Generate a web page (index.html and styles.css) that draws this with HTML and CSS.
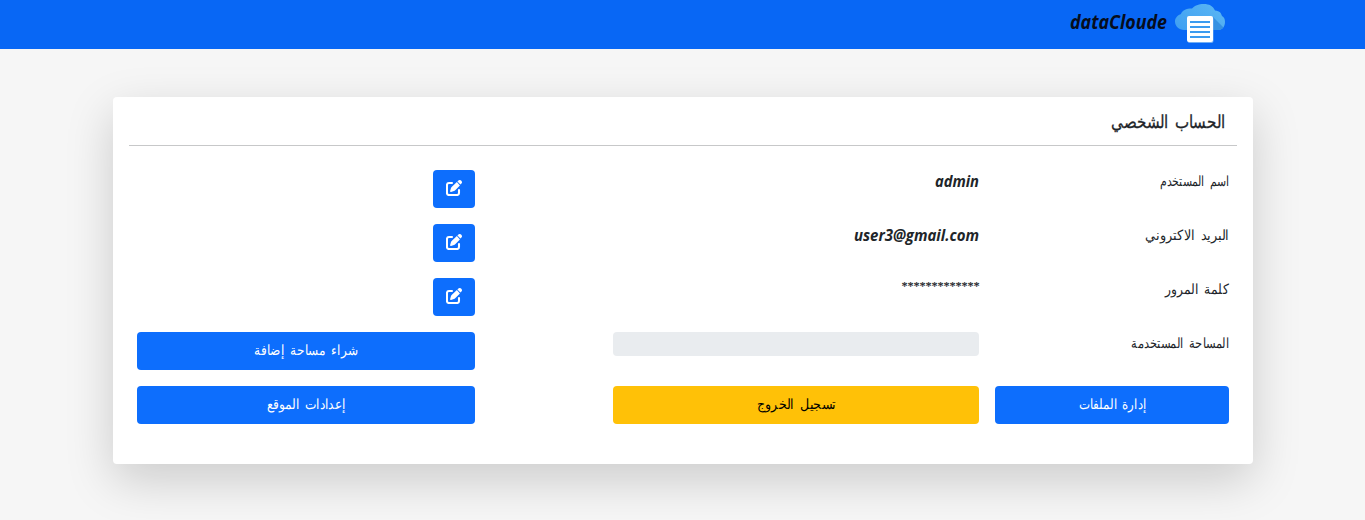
FILE: index.html
```html
<!DOCTYPE html>
<html lang="ar" dir="rtl">
<head>
<meta charset="utf-8">
<title>dataCloude</title>
<link rel="stylesheet" href="styles.css">
</head>
<body>
<svg width="0" height="0" class="sprite" aria-hidden="true">
  <symbol id="edit" viewBox="0 0 512 512">
    <path fill="currentColor" d="M490 22l-10-8c-27-23-62-17-83 4l-32 32 97 97 32-32c27-27 23-66-4-93zM348 66L180 225c-9 9-16 20-20 33l-28 94c-6 17 11 34 28 28l94-28c13-4 24-11 33-20l158-159z"/>
    <path fill="none" stroke="currentColor" stroke-width="66" stroke-linecap="round" stroke-linejoin="round" d="M192 96H96c-36 0-65 29-65 65v255c0 36 29 65 65 65h255c36 0 65-29 65-65v-96"/>
  </symbol>
</svg>
<header class="navbar">
  <a class="brand">
    <svg class="logo" width="50" height="40" viewBox="0 0 50 40">
      <defs>
        <linearGradient id="sky" x1="0" y1="1" x2="1" y2="0"><stop offset="0.2" stop-color="#3f9ff2"/><stop offset="1" stop-color="#5cb8f3"/></linearGradient>
        <clipPath id="cloud"><path d="M9 26C4 26 0 22 0 17.500C0 13.500 3 11 6 10C7 6.500 11 4.500 17 4.500C20 1.500 23 0 29 0C34 0 38 2 40 6.500C45 7 46 9 47 12C49 13 50 15 50 18C50 23 47 26 43 26Z"/></clipPath>
      </defs>
      <g clip-path="url(#cloud)"><path fill="url(#sky)" d="M0 0h50v40H0z"/><path fill="#3490e2" d="M38 13l10 10v4H38z"/></g>
      <rect x="12.500" y="13" width="26" height="26" rx="2" fill="#70aef6"/>
      <rect x="12" y="12" width="26" height="26" rx="2" fill="#fff"/>
      <path stroke="#3b9bef" stroke-width="2" d="M15 18h20M15 23h20M15 28h20M15 33h20"/>
    </svg>
    <svg class="brand-name" width="98" height="34" direction="ltr"><text class="hand" x="0" y="23" textLength="97" lengthAdjust="spacingAndGlyphs">dataCloude</text></svg>
  </a>
</header>
<main class="card">
  <h1 class="title"><svg width="114" height="30"><text class="arabic" x="114" y="18" textLength="114" lengthAdjust="spacingAndGlyphs">الحساب الشخصي</text></svg></h1>
  <div class="grid">
    <div><svg width="69" height="28"><text class="arabic" x="69" y="16" textLength="69" lengthAdjust="spacingAndGlyphs">اسم المستخدم</text></svg></div>
    <div><svg class="value" width="126" height="28" direction="ltr"><text class="hand" x="82" y="17" textLength="44" lengthAdjust="spacingAndGlyphs">admin</text></svg></div>
    <div class="action"><button class="btn icon-btn"><svg width="16" height="16"><use href="#edit"/></svg></button></div>
    <div><svg width="84" height="28"><text class="arabic" x="84" y="16" textLength="84" lengthAdjust="spacingAndGlyphs">البريد الاكتروني</text></svg></div>
    <div><svg class="value" width="126" height="28" direction="ltr"><text class="hand" x="1" y="17" textLength="125" lengthAdjust="spacingAndGlyphs">user3@gmail.com</text></svg></div>
    <div class="action"><button class="btn icon-btn"><svg width="16" height="16"><use href="#edit"/></svg></button></div>
    <div><svg width="64" height="28"><text class="arabic" x="64" y="16" textLength="64" lengthAdjust="spacingAndGlyphs">كلمة المرور</text></svg></div>
    <div class="password">*************</div>
    <div class="action"><button class="btn icon-btn"><svg width="16" height="16"><use href="#edit"/></svg></button></div>
    <div><svg width="98" height="28"><text class="arabic" x="98" y="16" textLength="98" lengthAdjust="spacingAndGlyphs">المساحة المستخدمة</text></svg></div>
    <div class="progress"></div>
    <button class="btn"><svg width="104" height="24"><text class="arabic" x="104" y="16" textLength="104" lengthAdjust="spacingAndGlyphs">شراء مساحة إضافة</text></svg></button>
    <button class="btn"><svg width="67" height="24"><text class="arabic" x="67" y="16" textLength="67" lengthAdjust="spacingAndGlyphs">إدارة الملفات</text></svg></button>
    <button class="btn warning"><svg width="79" height="24"><text class="arabic" x="79" y="16" textLength="79" lengthAdjust="spacingAndGlyphs">تسجيل الخروج</text></svg></button>
    <button class="btn"><svg width="78" height="24"><text class="arabic" x="78" y="16" textLength="78" lengthAdjust="spacingAndGlyphs">إعدادات الموقع</text></svg></button>
  </div>
</main>
</body>
</html>
```
FILE: styles.css
```css
* { box-sizing: border-box; }
body { margin: 0; min-height: 520px; overflow: hidden; background: #f6f6f6; color: #212529; font: 16px/24px "Liberation Serif", serif; }
svg { display: block; overflow: visible; }
.navbar { height: 49px; background: #0867f5; padding: 4px 140px 0; }
.brand { display: flex; gap: 7px; color: #060d1c; }
.brand-name { margin-top: 2px; }
.hand { font: italic 700 16px "Open Sans", sans-serif; fill: currentColor; }
.brand-name .hand { font-size: 20px; }
.arabic { font-size: 14px; word-spacing: 3px; fill: currentColor; }
.title .arabic { font-size: 18px; stroke: currentColor; stroke-width: .3px; }
.card { width: 1140px; height: 367px; margin: 48px 112px 0 113px; padding: 0 16px; background: #fff; border-radius: 4px; box-shadow: 0 16px 48px rgba(0,0,0,.176); }
.title { margin: 0; height: 49px; padding: 13px 12px 0; border-bottom: 1px solid #c7c8c9; font-size: 20px; line-height: 24px; font-weight: 400; }
.grid { display: grid; grid-template-columns: 234px 366px 338px; grid-auto-rows: 38px; column-gap: 16px; row-gap: 16px; padding: 24px 8px 0; }
.grid > :nth-child(3n) { margin-right: 122px; width: 338px; }
.action { display: flex; justify-content: flex-start; }
.password { font: italic 12px/24px "Liberation Serif", serif; margin-top: -4px; -webkit-text-stroke: .2px currentColor; }
.btn { border: 0; border-radius: 4px; background: #0d6efd; color: #fff; font: inherit; padding: 0 12px; display: grid; place-items: center; }
.icon-btn { width: 42px; height: 38px; padding-bottom: 2px; }
.warning { background: #ffc107; color: #000; }
.progress { height: 24px; border-radius: 4px; background: #e9ecef; }
```
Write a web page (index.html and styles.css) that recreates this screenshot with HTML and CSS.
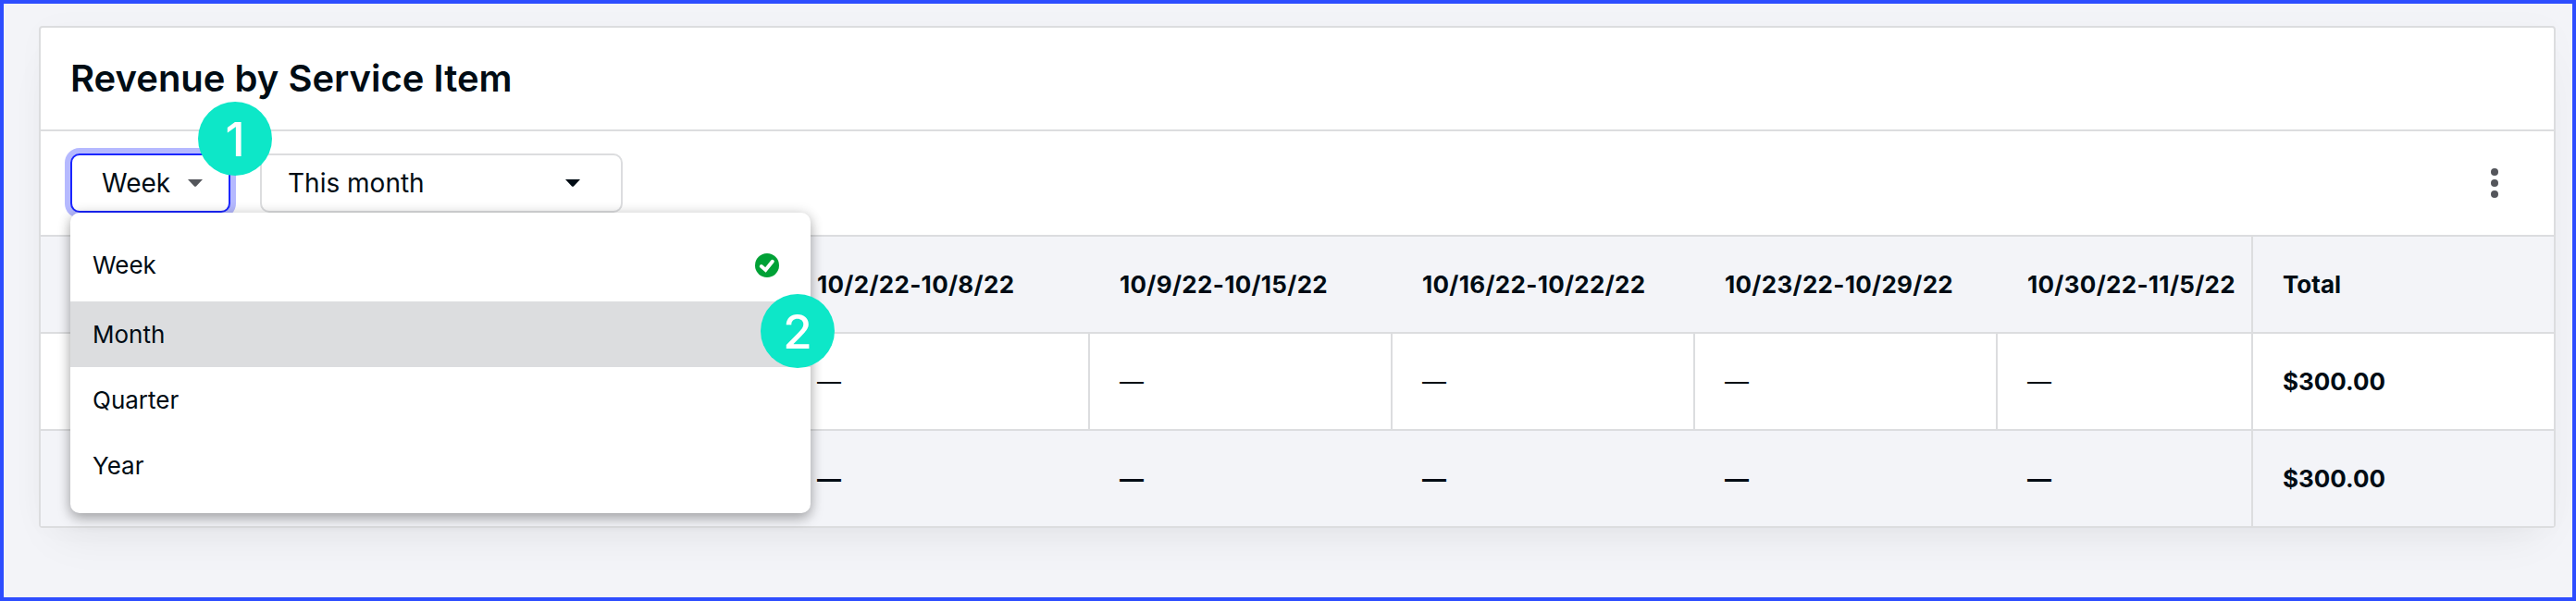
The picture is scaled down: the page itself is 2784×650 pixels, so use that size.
FILE: index.html
```html
<!DOCTYPE html>
<html lang="en">
  <head>
    <meta charset="UTF-8" />
    <meta name="viewport" content="width=device-width, initial-scale=1.0" />
    <title>Revenue by Service Item</title>
    <link rel="stylesheet" href="styles.css">
  </head>
  <body>
    <div class="card">
      <div class="card-header">
        <h1>Revenue by Service Item</h1>
      </div>
      <div class="toolbar">
        <div class="dropdown">
          <button class="select select-interval" type="button">
            <span>Week</span>
            <svg class="caret" viewBox="0 0 16 8"><path d="M0 0h16L9 7.4a1.5 1.5 0 0 1-2 0z" /></svg>
          </button>
          <span class="badge badge-one">1</span>
          <ul class="menu">
            <li class="menu-item current">
              Week
              <svg class="check" viewBox="0 0 26 26">
                <circle cx="13" cy="13" r="13" />
                <path d="M6.8 14l4.6 4L18.8 8.8" />
              </svg>
            </li>
            <li class="menu-item active">
              Month
              <span class="badge badge-two">2</span>
            </li>
            <li class="menu-item">Quarter</li>
            <li class="menu-item">Year</li>
          </ul>
        </div>
        <button class="select select-range" type="button">
          <span>This month</span>
          <svg class="caret" viewBox="0 0 16 8"><path d="M0 0h16L9 7.4a1.5 1.5 0 0 1-2 0z" /></svg>
        </button>
        <button class="more" type="button" aria-label="More options">
          <svg viewBox="0 0 8 32"><circle cx="4" cy="4" r="4" /><circle cx="4" cy="16" r="4" /><circle cx="4" cy="28" r="4" /></svg>
        </button>
      </div>
      <table>
        <colgroup>
          <col class="col-item" />
          <col class="col-week" span="4" />
          <col class="col-last" />
          <col class="col-week" />
        </colgroup>
        <thead>
          <tr>
            <th></th>
            <th>10/2/22-10/8/22</th>
            <th>10/9/22-10/15/22</th>
            <th>10/16/22-10/22/22</th>
            <th>10/23/22-10/29/22</th>
            <th>10/30/22-11/5/22</th>
            <th class="total">Total</th>
          </tr>
        </thead>
        <tbody>
          <tr>
            <td></td>
            <td>—</td>
            <td>—</td>
            <td>—</td>
            <td>—</td>
            <td>—</td>
            <td class="total">$300.00</td>
          </tr>
        </tbody>
        <tfoot>
          <tr>
            <td></td>
            <td>—</td>
            <td>—</td>
            <td>—</td>
            <td>—</td>
            <td>—</td>
            <td class="total">$300.00</td>
          </tr>
        </tfoot>
      </table>
    </div>
  </body>
</html>
```
FILE: styles.css
```css
* {
  box-sizing: border-box;
}
body {
  margin: 0;
  height: 650px;
  padding: 24px 18px 0 38px;
  border: 4px solid #2d4dff;
  background-color: #f3f4f8;
  color: #000c14;
  font-family: Inter, sans-serif;
  font-size: 26px;
  overflow: hidden;
}
.card {
  height: 543px;
  border: 2px solid #dcdddf;
  border-radius: 4px;
  background-color: white;
  box-shadow: 0 24px 48px -20px rgba(0, 0, 0, 0.08), 0 0 36px rgba(0, 0, 0, 0.02);
}
.card-header {
  display: flex;
  align-items: center;
  height: 112px;
  padding: 0 32px 2px;
  border-bottom: 2px solid #dcdddf;
}
h1 {
  margin: 0;
  font-size: 40px;
  font-weight: 600;
}
.toolbar {
  display: flex;
  align-items: center;
  height: 114px;
  padding: 0 32px;
  border-bottom: 2px solid #dcdddf;
}
.dropdown {
  position: relative;
  margin-right: 32px;
}
.select {
  display: flex;
  align-items: center;
  justify-content: space-between;
  height: 64px;
  border: 2px solid #dcdddf;
  border-radius: 10px;
  background-color: white;
  color: #000c14;
  font-family: inherit;
  font-size: 28px;
}
.select-interval {
  width: 173px;
  padding: 0 28px 0 32px;
  border-color: #1b26ff;
  box-shadow: 0 0 0 6px #b5b9ff;
}
.select-range {
  width: 392px;
  padding: 0 44px 0 28px;
}
.caret {
  width: 16px;
  height: 8px;
  fill: #000c14;
}
.select-interval .caret {
  fill: #54565b;
}
.more {
  display: flex;
  margin-left: auto;
  padding: 0 28px;
  border: none;
  background: none;
}
.more svg {
  width: 8px;
  height: 32px;
  fill: #54565b;
}
.menu {
  position: absolute;
  top: 64px;
  left: 0;
  z-index: 1;
  width: 800px;
  height: 325px;
  margin: 0;
  padding: 21px 0 16px;
  border-radius: 10px;
  background-color: white;
  box-shadow: 0 6px 14px rgba(0, 0, 0, 0.28), 0 0 14px rgba(0, 0, 0, 0.12);
  list-style: none;
}
.menu-item {
  position: relative;
  display: flex;
  align-items: center;
  justify-content: space-between;
  height: 71px;
  padding: 0 34px 0 24px;
}
.menu-item.current {
  margin-bottom: 4px;
}
.menu-item.active {
  background-color: #dcdddf;
}
.check {
  width: 26px;
  height: 26px;
}
.check circle {
  fill: #00a136;
}
.check path {
  fill: none;
  stroke: white;
  stroke-width: 4;
  stroke-linecap: round;
}
.badge {
  position: absolute;
  z-index: 2;
  display: flex;
  align-items: center;
  justify-content: center;
  width: 80px;
  height: 80px;
  border-radius: 50%;
  background-color: #0de7c8;
  color: white;
  font-size: 51px;
  font-weight: 500;
}
.badge-one {
  top: -56px;
  left: 138px;
}
.badge-two {
  top: -8px;
  right: -26px;
}
table {
  width: 2716px;
  table-layout: fixed;
  border-collapse: separate;
  border-spacing: 0;
}
.col-item {
  width: 807px;
}
.col-week {
  width: 327px;
}
.col-last {
  width: 274px;
}
th,
td {
  height: 105px;
  padding: 0 0 0 32px;
  border-bottom: 2px solid #dcdddf;
  text-align: left;
  white-space: nowrap;
}
thead,
tfoot {
  background-color: #f3f4f8;
}
th,
tfoot td,
.total {
  font-weight: 700;
}
th {
  letter-spacing: 0.3px;
}
tbody td {
  border-right: 2px solid #dcdddf;
}
tbody td:nth-last-child(2),
tbody td:last-child {
  border-right: none;
}
tfoot td {
  height: 103px;
  border-bottom: none;
}
.total {
  border-left: 2px solid #dcdddf;
  letter-spacing: normal;
}
```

__Written instruction__:
Among these entries, how many lines include the string "styles"? Reply with the number by itself.

__Exercise answer__:
6